• WRITTEN REQUEST
Read the listing below and copy out every line that holds "components".

• DATA SEGMENT
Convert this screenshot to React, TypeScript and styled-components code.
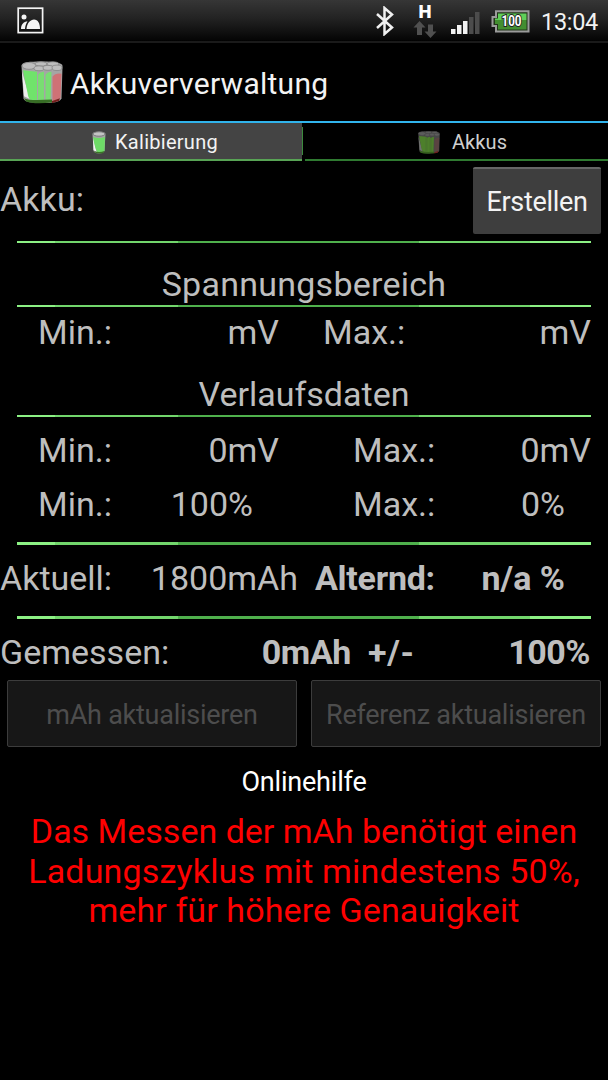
import React from "react";
import styled, { createGlobalStyle } from "styled-components";

const Global = createGlobalStyle`
  * { box-sizing: border-box; }
  body { margin: 0; background: #000; font-family: Roboto, "Liberation Sans", sans-serif; }
`;

const Screen = styled.div`
  width: 608px;
  height: 1080px;
  background: #000;
  color: #bebebe;
  display: flex;
  flex-direction: column;
  overflow: hidden;
`;

const StatusBar = styled.header`
  height: 43px;
  flex: none;
  display: flex;
  align-items: center;
  padding: 0 10px 0 17px;
  background: linear-gradient(#363636 0, #232323 18px, #050505 40px, #000 41px);
  border-bottom: 2px solid #1a1a1a;
`;

const StatusIcons = styled.div`
  margin-left: auto;
  display: flex;
  align-items: center;
`;

const Clock = styled.span`
  width: 57px;
  margin-left: 11px;
  color: #f2f2f2;
  font-size: 23.5px;
  line-height: 42px;
  padding-top: 2px;
  white-space: nowrap;
  letter-spacing: -0.3px;
`;

const TitleBar = styled.div`
  height: 80px;
  flex: none;
  display: flex;
  align-items: center;
  padding-left: 21px;
  border-bottom: 2px solid #31b4ec;
`;

const Title = styled.h1`
  margin: 3px 0 0 7px;
  font-size: 30px;
  line-height: 40px;
  font-weight: 400;
  letter-spacing: 0.27px;
  color: #f3f3f3;
  white-space: nowrap;
`;

const Tabs = styled.nav`
  height: 38px;
  flex: none;
  display: grid;
  grid-template-columns: 302px 3px 303px;
`;

const TabSeparator = styled.div`
  height: 28px;
  margin-top: 4px;
  background: linear-gradient(90deg, #3c8a3d 1px, #000 1px);
`;

const Tab = styled.div<{ $active?: boolean }>`
  display: flex;
  align-items: center;
  justify-content: center;
  gap: ${(p) => (p.$active ? 9 : 12)}px;
  padding: 2px 0 0 ${(p) => (p.$active ? 8 : 12)}px;
  background: ${(p) => (p.$active ? "#444" : "#000")};
  color: ${(p) => (p.$active ? "#f3f3f3" : "#cfcfcf")};
  border-bottom: 2px solid ${(p) => (p.$active ? "#58a455" : "#2f7a31")};
  font-size: 20px;
  line-height: 28px;
  letter-spacing: ${(p) => (p.$active ? 0.27 : 0.1)}px;
`;

const Divider = styled.div<{ $thick?: boolean }>`
  flex: none;
  height: ${(p) => (p.$thick ? 3 : 2)}px;
  margin: 0 17px;
  background: linear-gradient(
    90deg,
    #8cf184 0 38px,
    #72d66c 38px 161px,
    #4fb04c 161px 402px,
    #72d66c 402px 513px,
    #8cf184 513px
  );
`;

const Row = styled.div<{ $cols: string; $h: number; $top?: number }>`
  flex: none;
  display: grid;
  grid-template-columns: ${(p) => p.$cols};
  height: ${(p) => p.$h}px;
  padding-top: ${(p) => p.$top ?? 0}px;
  align-items: start;
  font-size: 34px;
  line-height: 50px;
  white-space: nowrap;
`;

const Cell = styled.span<{ $right?: boolean; $bold?: boolean; $track?: number }>`
  justify-self: ${(p) => (p.$right ? "end" : "start")};
  font-weight: ${(p) => (p.$bold ? 700 : 400)};
  letter-spacing: ${(p) => p.$track ?? 0}px;
`;

const BatteryLabel = styled(Cell)`
  margin-top: 13px;
  letter-spacing: 0.1px;
`;

const SectionTitle = styled.h2<{ $h: number; $top: number; $track?: number }>`
  flex: none;
  margin: 0;
  height: ${(p) => p.$h}px;
  padding-top: ${(p) => p.$top}px;
  text-align: center;
  font-size: 34px;
  line-height: 50px;
  font-weight: 400;
  letter-spacing: ${(p) => p.$track ?? 0}px;
`;

const CreateButton = styled.button`
  width: 128px;
  height: 67px;
  margin-top: 6px;
  padding: 1px 0 0;
  border: 0;
  border-top: 2px solid #666;
  border-radius: 2px;
  background: #3e3e3e;
  color: #f3f3f3;
  font: 400 27px Roboto, sans-serif;
  letter-spacing: -0.3px;
`;

const ButtonRow = styled.div`
  flex: none;
  display: flex;
  gap: 14px;
  padding: 0 7px;
`;

const DisabledButton = styled.button`
  flex: 1;
  height: 67px;
  padding: 3px 0 0;
  border: 1px solid #3c3c3c;
  border-radius: 2px;
  background: #171717;
  color: #4d4d4d;
  font: 400 27px Roboto, sans-serif;
  letter-spacing: -0.25px;
  white-space: nowrap;
`;

const HelpLink = styled.a`
  flex: none;
  margin-top: 15px;
  text-align: center;
  color: #fff;
  font-size: 27px;
  line-height: 40px;
  letter-spacing: -0.2px;
`;

const Warning = styled.p`
  flex: none;
  margin: 10px 0 0;
  text-align: center;
  color: #f00;
  font-size: 34px;
  line-height: 39.7px;
`;

const WarningLine = styled.span<{ $track?: number }>`
  display: block;
  letter-spacing: ${(p) => p.$track ?? 0}px;
`;

const PictureIcon = () => (
  <svg width="27" height="27" viewBox="0 0 27 27">
    <rect x="1.2" y="1.2" width="24.4" height="24.4" fill="none" stroke="#f4f4f4" strokeWidth="1.7" />
    <circle cx="7" cy="10" r="2.500" fill="#f4f4f4" />
    <path d="M4 22c0-5 3-7.500 6.500-7.500-1.300 1.800-2.300 4.500-2.500 7.500zM9.500 22c.5-6 4-9.500 7.500-9.500 4 0 6 4 6 9.500z" fill="#f4f4f4" />
  </svg>
);

const BluetoothIcon = () => (
  <svg width="18" height="30" viewBox="0 0 18 30">
    <path d="M1 8l15 13.500-7.500 6.500V2L16 8.500 1 22" fill="none" stroke="#f0f0f0" strokeWidth="2.500" />
  </svg>
);

const NetworkSymbol = styled.div`
  width: 24px;
  height: 36px;
  margin-left: 19px;
  display: flex;
  flex-direction: column;
  align-items: center;
  color: #fff;
  font-size: 18.5px;
  line-height: 18px;
  font-weight: 900;
`;

const NetworkIcon = () => (
  <NetworkSymbol>
    H
    <svg width="24" height="18" viewBox="0 0 24 18">
      <path d="M6.500 0L12.500 6.500H9V14H4V6.500H.5zM15 3.500H20V10.500H23.500L17.500 17 11.500 10.500H15z" fill="#505050" />
    </svg>
  </NetworkSymbol>
);

const SignalSvg = styled.svg`
  margin: 4px 0 0 14px;
`;

const SignalIcon = () => (
  <SignalSvg width="29" height="24" viewBox="0 0 29 24">
    <path d="M0 18h4.500v5H0zM6 14h4.500v9H6zM12 10h4.500v13H12z" fill="#f2f2f2" />
    <path d="M18 6h4.500v17H18zM24 1h4.500v22H24z" fill="#4c4c4c" />
  </SignalSvg>
);

const BatterySvg = styled.svg`
  margin: 2px 0 0 11px;
`;

const BatteryIcon = () => (
  <BatterySvg width="39" height="23" viewBox="0 0 39 23">
    <path d="M5 1.200H37.500V21.500H5V16H1.500V7H5z" fill="#23351a" stroke="#9b9b9b" strokeWidth="2" />
    <path d="M7 3.500H35.500V10H4V8.500H7z" fill="#5fce58" />
    <path d="M4 10H35.500V19.500H7V14H4z" fill="#438e30" />
    <text
      x="20.500"
      y="16.300"
      textAnchor="middle"
      textLength="20"
      lengthAdjust="spacingAndGlyphs"
      fontFamily="Roboto"
      fontWeight="700"
      fontSize="14"
      fill="#fff"
      stroke="#222"
      strokeWidth="2"
      paintOrder="stroke"
    >
      100
    </text>
  </BatterySvg>
);

const PackIcon = ({ width, height, dim }: { width: number; height: number; dim?: boolean }) => (
  <svg width={width} height={height} viewBox="0 0 42 44" preserveAspectRatio="none">
    <path d="M.5 5C.5 1 8 .5 21 .5S41.500 2 41.500 5L40.500 38c-1 4-9 5-19 5S3 42 2.500 38z" fill={dim ? "#484848" : "#a5a5a5"} />
    <path d="M1 11l2 25 6 3z" fill={dim ? "#707070" : "#eee"} />
    <path d="M2 9.500l14 1.500v30c-5 0-8-1-9-6z" fill={dim ? "#4d7f2b" : "#70e36b"} />
    <path d="M17 14q2-3 6-3v30h-6zM24.500 14q2-3 6-3l-1 29.500h-5z" fill={dim ? "#4d7f2b" : "#79dd72"} />
    {dim && <path d="M14 12h4v28h-4zM22 13h4v27h-4z" fill="#4a762d" />}
    <path d="M31.500 16q3-4 9-3l-1 25-8 3z" fill={dim ? "#5a4341" : "#cf7276"} />
    <path d="M3 38q4 2 13 2l15-.5v3q-18 2-26-1z" fill={dim ? "#36601d" : "#376d25"} />
    <path d="M31 41l8-3-1 3-7 2z" fill="#761d1c" />
    <g fill={dim ? "#5c5c5c" : "#bdbdbd"} stroke={dim ? "#444" : "#858585"} strokeWidth=".8">
      <ellipse cx="8" cy="5" rx="7" ry="3.500" />
      <ellipse cx="20" cy="3" rx="6" ry="2.200" />
      <ellipse cx="32" cy="3" rx="6" ry="2.200" />
      <ellipse cx="18" cy="7.500" rx="5" ry="2.500" />
      <ellipse cx="27" cy="7" rx="5" ry="2.500" />
      <ellipse cx="36" cy="7" rx="5" ry="2.800" />
    </g>
  </svg>
);

const CellIcon = () => (
  <svg width="14" height="23" viewBox="0 0 14 23">
    <path d="M.5 3Q.5.5 7 .5T13.500 3L12.500 20Q11 22.500 7 22.500T1.500 20z" fill="#a5a5a5" />
    <path d="M1 6l.5 13 3 2z" fill="#f2f2f2" />
    <path d="M1 6q6 2 12 0l-.5 14q-2 2-7 1.500Q3 18 1 6z" fill="#6edb67" />
    <path d="M2 20q5 2 10.500 0-1 3-5.500 2.500-4 0-5-2.500z" fill="#3b7428" />
    <ellipse cx="7" cy="3" rx="6" ry="2.200" fill="#c4c4c4" stroke="#6d6d6d" strokeWidth=".8" />
  </svg>
);

export default function App() {
  return (
    <Screen>
      <Global />
      <StatusBar>
        <PictureIcon />
        <StatusIcons>
          <BluetoothIcon />
          <NetworkIcon />
          <SignalIcon />
          <BatteryIcon />
          <Clock>13:04</Clock>
        </StatusIcons>
      </StatusBar>
      <TitleBar>
        <PackIcon width={42} height={43} />
        <Title>Akkuververwaltung</Title>
      </TitleBar>
      <Tabs>
        <Tab $active>
          <CellIcon />
          Kalibierung
        </Tab>
        <TabSeparator />
        <Tab>
          <PackIcon width={22} height={23} dim />
          Akkus
        </Tab>
      </Tabs>
      <Row $cols="473px 128px" $h={80}>
        <BatteryLabel>Akku:</BatteryLabel>
        <CreateButton>Erstellen</CreateButton>
      </Row>
      <Divider />
      <SectionTitle $h={62} $top={16} $track={0.25}>Spannungsbereich</SectionTitle>
      <Divider />
      <Row $cols="38px 80px 161px 44px 100px 168px" $h={50}>
        <span />
        <Cell>Min.:</Cell>
        <Cell $right>mV</Cell>
        <span />
        <Cell>Max.:</Cell>
        <Cell $right>mV</Cell>
      </Row>
      <SectionTitle $h={58} $top={12}>Verlaufsdaten</SectionTitle>
      <Divider />
      <Row $cols="38px 80px 161px 74px 100px 138px" $h={60} $top={8}>
        <span />
        <Cell>Min.:</Cell>
        <Cell $right>0mV</Cell>
        <span />
        <Cell>Max.:</Cell>
        <Cell $right>0mV</Cell>
      </Row>
      <Row $cols="38px 80px 135px 100px 100px 112px" $h={65} $top={2}>
        <span />
        <Cell>Min.:</Cell>
        <Cell $right>100%</Cell>
        <span />
        <Cell>Max.:</Cell>
        <Cell $right>0%</Cell>
      </Row>
      <Divider $thick />
      <Row $cols="130px 168px 17px 120px 130px" $h={71} $top={8}>
        <Cell>Aktuell:</Cell>
        <Cell $right>1800mAh</Cell>
        <span />
        <Cell $bold $track={-0.25}>Alternd:</Cell>
        <Cell $right $bold>n/a %</Cell>
      </Row>
      <Divider $thick />
      <Row $cols="200px 151px 17px 80px 142px" $h={61} $top={8}>
        <Cell>Gemessen:</Cell>
        <Cell $right $bold $track={-0.4}>0mAh</Cell>
        <span />
        <Cell $bold $track={0.7}>+/-</Cell>
        <Cell $right $bold $track={-0.5}>100%</Cell>
      </Row>
      <ButtonRow>
        <DisabledButton disabled>mAh aktualisieren</DisabledButton>
        <DisabledButton disabled>Referenz aktualisieren</DisabledButton>
      </ButtonRow>
      <HelpLink>Onlinehilfe</HelpLink>
      <Warning>
        <WarningLine>Das Messen der mAh benötigt einen</WarningLine>
        <WarningLine $track={0.16}>Ladungszyklus mit mindestens 50%,</WarningLine>
        <WarningLine $track={0.1}>mehr für höhere Genauigkeit</WarningLine>
      </Warning>
    </Screen>
  );
}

• SOLVED EXERCISE
Convert this screenshot to React, TypeScript and styled-components code.
import styled, { createGlobalStyle } from "styled-components";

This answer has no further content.